MAKNA SISTEM DAN SISTEM EKONOMI (Sistem Ekonomi Indonesia dan Sistem Ekonomi Islam Hizbut Tahrir)

Oleh: Muhammad Baiquni Syihab



Pengertian Sistem
Menurut West Churchman, sistem adalah serangkaian komponen yang dikoordinasikan untuk mencapai serangkaian tujuan. Dengan demikian sebuah sistem memiliki tiga karakteristik, yaitu: 1). komponen, atau sesuatu yang dapat dilihat, didengar atau dirasakan; 2). proses, yaitu kegiatan untuk mengkoordinasikan komponen yang terlibat dalam sebuah sistem; 3). tujuan, yaitu sasaran akhir yang ingin dicapai dari kegiatan koordinasi komponen tersebut. Meskipun proses dan tujuan sistem bersifat tidak kelihatan (intangible), namun kedua karakteristik juga merupakan elemen penting, sama pentingnya dengan elemen yang kelihatan (tangible).[1]

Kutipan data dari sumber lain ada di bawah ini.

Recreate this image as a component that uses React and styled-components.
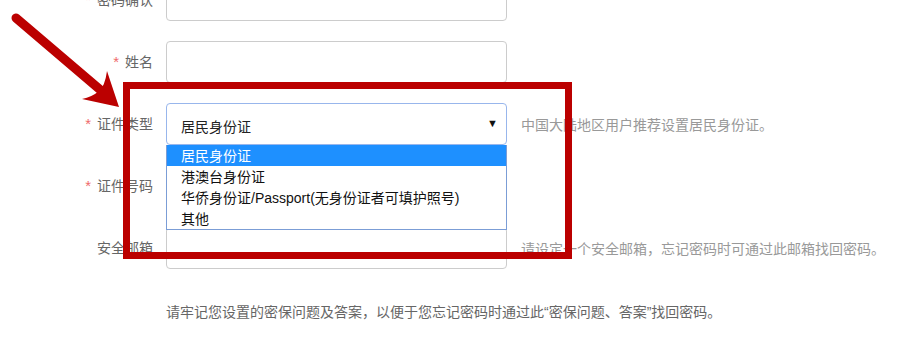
import React from 'react'
import styled, { createGlobalStyle } from 'styled-components'

const Global = createGlobalStyle`
  html, body {
    margin: 0;
    padding: 0;
    background: #fff;
    overflow: hidden;
  }
  body {
    font-family: "Liberation Sans", "Noto Sans CJK SC", sans-serif;
  }
`;

const Page = styled.div`
  position: relative;
  width: 899px;
  height: 348px;
  overflow: hidden;
`;

const Form = styled.div`
  display: flex;
  flex-direction: column;
  gap: 20px;
  margin-top: -21px;
`;

const Row = styled.div`
  display: flex;
  align-items: center;
  height: 42px;
`;

const Label = styled.div`
  width: 153px;
  margin-right: 13px;
  text-align: right;
  font-size: 14px;
  color: #666;
  line-height: 20px;
`;

const Star = styled.span`
  color: #ef6b6b;
  font-size: 15px;
  margin-right: 6px;
`;

const Input = styled.div`
  width: 341px;
  height: 42px;
  box-sizing: border-box;
  border: 1px solid #cccccc;
  border-radius: 4px;
  background: #fff;
`;

const SelectWrap = styled.div`
  position: relative;
  width: 341px;
  height: 42px;
`;

const Select = styled.div`
  display: flex;
  align-items: center;
  justify-content: space-between;
  height: 42px;
  box-sizing: border-box;
  padding: 4px 8px 0 14px;
  border: 1px solid #98b6ec;
  border-radius: 4px;
  font-size: 14px;
  color: #222;
`;

const Caret = styled.span`
  font-size: 11px;
  color: #111;
  margin-top: -6px;
`;

const List = styled.div`
  position: absolute;
  top: 42px;
  left: 0;
  right: 0;
  z-index: 2;
  background: #fff;
  border: 1px solid #7b9dd6;
  border-top: none;
`;

const Option = styled.div`
  height: 21px;
  line-height: 22px;
  padding-left: 14px;
  font-size: 14px;
  color: ${p => (p.$active ? '#fff' : '#111')};
  background: ${p => (p.$active ? '#1e90ff' : 'transparent')};
`;

const Hint = styled.div`
  margin-left: 14px;
  font-size: 14px;
  color: #999;
`;

const Note = styled.div`
  margin: 32px 0 0 166px;
  font-size: 14px;
  color: #666;
`;

const Overlay = styled.svg`
  position: absolute;
  left: 0;
  top: 0;
  z-index: 5;
  pointer-events: none;
`;

const options = [
  '居民身份证',
  '港澳台身份证',
  '华侨身份证/Passport(无身份证者可填护照号)',
  '其他',
];

export default function App() {
  return (
    <Page>
      <Global />
      <Form>
        <Row>
          <Label><Star>*</Star>密码确认</Label>
          <Input />
        </Row>
        <Row>
          <Label><Star>*</Star>姓名</Label>
          <Input />
        </Row>
        <Row>
          <Label><Star>*</Star>证件类型</Label>
          <SelectWrap>
            <Select>
              居民身份证
              <Caret>▼</Caret>
            </Select>
            <List>
              {options.map((o, i) => (
                <Option key={o} $active={i === 0}>{o}</Option>
              ))}
            </List>
          </SelectWrap>
          <Hint>中国大陆地区用户推荐设置居民身份证。</Hint>
        </Row>
        <Row>
          <Label><Star>*</Star>证件号码</Label>
          <Input />
        </Row>
        <Row>
          <Label>安全邮箱</Label>
          <Input />
          <Hint>请设定一个安全邮箱，忘记密码时可通过此邮箱找回密码。</Hint>
        </Row>
      </Form>
      <Note>请牢记您设置的密保问题及答案，以便于您忘记密码时通过此“密保问题、答案”找回密码。</Note>

      <Overlay width="899" height="348" viewBox="0 0 899 348">
        <rect x="126.5" y="85.5" width="442" height="170" fill="none" stroke="#bb0000" strokeWidth="7" />
        <line x1="16" y1="18" x2="104" y2="93" stroke="#bb0000" strokeWidth="9" strokeLinecap="round" />
        <path d="M119 107 L107 71 Q105 86 99 91 Q92 97 82 99 Z" fill="#bb0000" />
      </Overlay>
    </Page>
  )
}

Sebuah sistem terdiri atas beberapa bagian yang memiliki karakteristik sama dengan sistem induknya. Bagian dari sistem semacam ini disebut dengan subsistem. Dengan demikian subsistem juga memiliki komponen, proses dan tujuan. Sebuah subsistem juga merupakan bagian dari sebuah sistem yang levelnya paling tinggi yang disebut dengan supersistem atau sistemnya sistem. Dengan demikian dapat disimpulkan bahwa sebuah sistem pada dasarnya merupakan kumpulan dari beberapa subsistem, sedangkan supersistem merupakan kumpulan dari beberapa sistem.[2]

Meskipun ada tiga istilah yang terkait dengan sistem, penyebutan atau pengelompokannya bersifat subjektif, artinya tergantung dari sudut pandang seseorang apakah akan menyebut sebuah sistem dengan sebutan sistem, subsistem, atau supersistem. Sebagai contoh, seseorang mungkin menyebut sistem transportasi umum (publik) sebagai sebuah supersistem yang terdiri atas sistem transportasi darat, sistem transportasi laut, dan sistem transportasi udara. Tujuan sistem tersebut adalah memindahkan orang atau barang dari satu tempat ke tempat lainnya dengan menggunakan berbagai bentuk teknologi. Tujuan dari masing-masing subsistem konsisten dengan tujuan sistem yang lebih besar, yaitu memindahkan orang atau barang dari satu lokasi ke lokasi lainnya. Sebuah sistem juga harus memiliki batas, sehingga seseorang dapat membedakan antara sebuah sistem dengan sistem yang lain. Batas sistem juga membantu mengidentifikasi komponen-komponen sebuah sistem.[3] 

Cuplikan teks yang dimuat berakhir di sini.